MINNEAPOLIS — A judge has ruled against Wal-Mart in a class-action lawsuit, saying the discount retailer violated state labor laws more than 2 million times, including cutting worker break time and "willfully" allowing employees to work off the clock.

Dakota County Judge Robert King Jr. on Monday ordered Wal-Mart to pay $6.5 million in compensatory damages, but Wal-Mart could end up paying more than $2 billion after a jury in October considers civil penalties and punitive damages.

"We believe that this award not only helps the individual clients, but it also sends a message to Wal-Mart that it has to pay for its mistakes," said Justin Perl, an attorney representing the former Wal-Mart employees named as plaintiffs in the lawsuit.

Wal-Mart spokeswoman Daphne Moore said yesterday that the Bentonville, Ark.-based company disagrees with portions of the judge's decision and is considering an appeal.
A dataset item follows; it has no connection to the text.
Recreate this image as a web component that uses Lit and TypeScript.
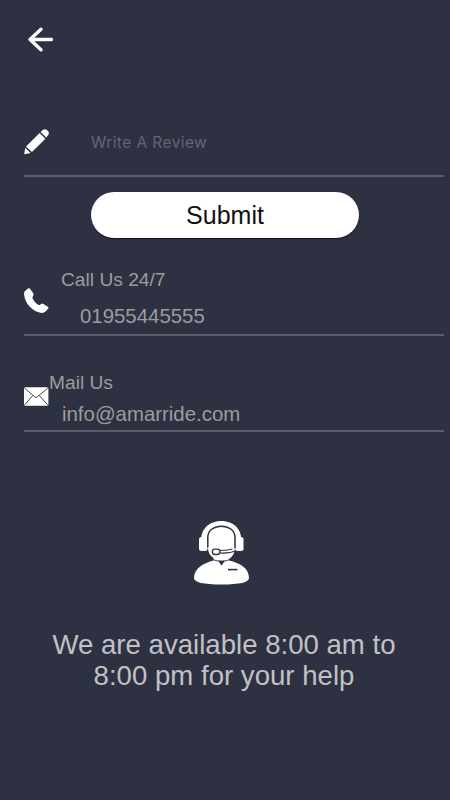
import { LitElement, html, css, svg } from "lit";
import { customElement, property } from "lit/decorators.js";

const icons = {
  pencil: svg`<path d="M.2 25.3 1.2 18.8 6.6 23.9Z M2 17.4 15.6 4 21.4 9.7 7.9 23Z M16.6 3.1 18.8 1Q21.1-.6 23.5 1.6 25.8 3.9 24.2 6L22.2 8.5Z"/>`,
  phone: svg`<path d="M5.1.2Q4.5 0 3.9.5L.6 3.5Q0 4.3.1 6.5C1.1 16 8.4 23.8 18 24.9Q20 25 21 24.1L24.3 20.6Q24.8 19.6 23.9 18.8L19 15.7Q18.1 15.2 17.2 15.9L15.2 17.3C12.1 15.7 9.6 13 8.3 9.7L9.4 7.2Q9.8 6.2 9.2 5.3L6 .8Q5.6.3 5.1.2Z"/>`,
  mail: svg`<rect x="0" y="3.3" width="24.4" height="18.5" rx="1.5"/><path d="M.7 4.3 12 13.8 23.7 4.3M.7 20.9 8.8 11.4M23.7 20.9 15.2 11.4" fill="none" stroke="#454657" stroke-width="1"/>`,
};

@customElement("contact-row")
export class ContactRow extends LitElement {
  @property() icon: keyof typeof icons = "pencil";

  static styles = css`
    :host {
      display: flex;
      box-sizing: border-box;
      border-bottom: 2px solid #5b5d6d;
    }
    .icon {
      flex: none;
      width: 25px;
      height: 26px;
      fill: #fff;
      margin-top: var(--icon-top, 0);
    }
    .body {
      display: flex;
      flex-direction: column;
      align-items: flex-start;
      white-space: nowrap;
    }
  `;

  render() {
    return html`<svg class="icon" viewBox="0 0 25 26">${icons[this.icon]}</svg>
      <div class="body"><slot></slot></div>`;
  }
}

@customElement("app-root")
export class AppRoot extends LitElement {
  static styles = css`
    :host {
      display: flex;
      flex-direction: column;
      box-sizing: border-box;
      height: 800px;
      padding: 26px 6px 0 24px;
      overflow: hidden;
      background: #2e3142;
      color: #9c9c9f;
      font-family: "Liberation Sans", Arial, sans-serif;
    }
    .back {
      display: block;
      width: 34px;
      height: 28px;
      fill: none;
      stroke: #fff;
      stroke-width: 3.3;
      stroke-linecap: round;
      stroke-linejoin: round;
    }
    .review {
      height: 48px;
      margin-top: 75px;
    }
    .placeholder {
      margin: 4px 0 0 42px;
      font: 15.5px/20px Inter, Roboto, sans-serif;
      letter-spacing: 0.42px;
      color: #646570;
    }
    .submit {
      align-self: flex-start;
      width: 268px;
      height: 46px;
      margin: 15px 0 0 67px;
      padding: 0;
      border: 0;
      border-radius: 23px;
      background: #fff;
      box-shadow: 0 1px 1px #111321;
      color: #111;
      font: 25px/44px "Liberation Sans", Arial, sans-serif;
    }
    .phone {
      --icon-top: 19px;
      height: 67px;
      margin-top: 31px;
    }
    .mail {
      --icon-top: 14px;
      height: 62px;
      margin-top: 34px;
    }
    .label {
      font-size: 19.2px;
      line-height: 24px;
    }
    .value {
      font-size: 20.4px;
      line-height: 24px;
    }
    .phone .label {
      margin: -1px 0 0 12px;
    }
    .phone .value {
      margin: 12px 0 0 31px;
    }
    .mail .label {
      margin-top: 1px;
    }
    .mail .value {
      margin: 7px 0 0 13px;
    }
    .agent {
      display: block;
      width: 56px;
      height: 66px;
      margin: 88px 0 0 170px;
    }
    .hours {
      width: 400px;
      margin: 43px 0 0;
      text-align: center;
      font-size: 27.6px;
      line-height: 31px;
      color: #c1c1c4;
    }
  `;

  render() {
    return html`
      <svg class="back" viewBox="0 0 34 28">
        <path d="M27.5 13.5H6M17 3.2 6 13.5 17 23.8" />
      </svg>
      <contact-row class="review" icon="pencil">
        <span class="placeholder">Write A Review</span>
      </contact-row>
      <button class="submit">Submit</button>
      <contact-row class="phone" icon="phone">
        <span class="label">Call Us 24/7</span>
        <span class="value">01955445555</span>
      </contact-row>
      <contact-row class="mail" icon="mail">
        <span class="label">Mail Us</span>
        <span class="value">info@amarride.com</span>
      </contact-row>
      <svg class="agent" viewBox="0 0 56 66" fill="#fff">
        <path d="M7.3 20C6.5-5.5 48-5.5 47.3 20L41 28Q41 35 35 39V40.5C46 43 55 48 55 58Q55 64.5 27.7 64.5 0 64.5 0 58C0 48 10 43 19.5 40.5V38Q14 34 14 28Z" />
        <rect x="5" y="17" width="8.5" height="14" rx="2.5" />
        <rect x="41" y="17" width="8.5" height="14" rx="2.5" />
        <path d="M13.8 27.5V17.5C13.5 2.4 41.2 2.4 41 17.5V28.5" fill="none" stroke="#2e3142" stroke-width="1.5" />
        <path d="M41.5 30.8Q36 33.5 26 33" fill="none" stroke="#2e3142" stroke-width="1.2" />
        <rect x="18.3" y="29.1" width="7.7" height="5.4" rx="2.7" stroke="#2e3142" stroke-width="1.3" />
        <path d="M25.8 30.5Q34 30.5 38.5 29" fill="none" stroke="#2e3142" stroke-width="1" />
        <path d="M18.5 39.5Q27.5 43 36 39.5" fill="none" stroke="#2e3142" stroke-width=".9" />
        <path d="M24 40.7H31L27.5 45.4Z" fill="#2e3142" />
        <path d="M34 49.6H43.5" stroke="#2e3142" stroke-width="1.6" />
      </svg>
      <p class="hours">We are available 8:00 am to<br />8:00 pm for your help</p>
    `;
  }
}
The class-action part of the lawsuit represented 56,000 Wal-Mart and Sam's Club employees in Minnesota and covered a period from September 1998 through January 2004.

The ruling, which was given to the parties Monday evening, comes after judgments against Wal-Mart in Pennsylvania and California found similar violations. In Pennsylvania, workers won a $78.5 million judgment in 2006 for working off the clock and through rest breaks. A $172 million verdict against Wal-Mart in 2005 found the company illegally denied lunch breaks in California. Wal-Mart is appealing those rulings.

Perl said the former employees involved in the Minnesota case were able to show that Wal-Mart violated their rights.

"It's been a long and tough road for them," Perl said of his clients. "These are individuals working hard to make a living at roughly less than $10 an hour, and many of them testified and many records established that they were missing breaks, missing meals and working off the clock."

Moore pointed out that the 3 1/2-month trial also revealed that some Wal-Mart employees had missed breaks or meals voluntarily. "We don't believe the employer is at fault when that's the case," she said.

But the judge ruled otherwise, finding that Wal-Mart violated its contract nearly 70,000 times by failing to pay employees for off-the-clock work. The judge said Wal-Mart should have known the employees were working off the clock while at computer-based training terminals and "willfully allowed" it to continue.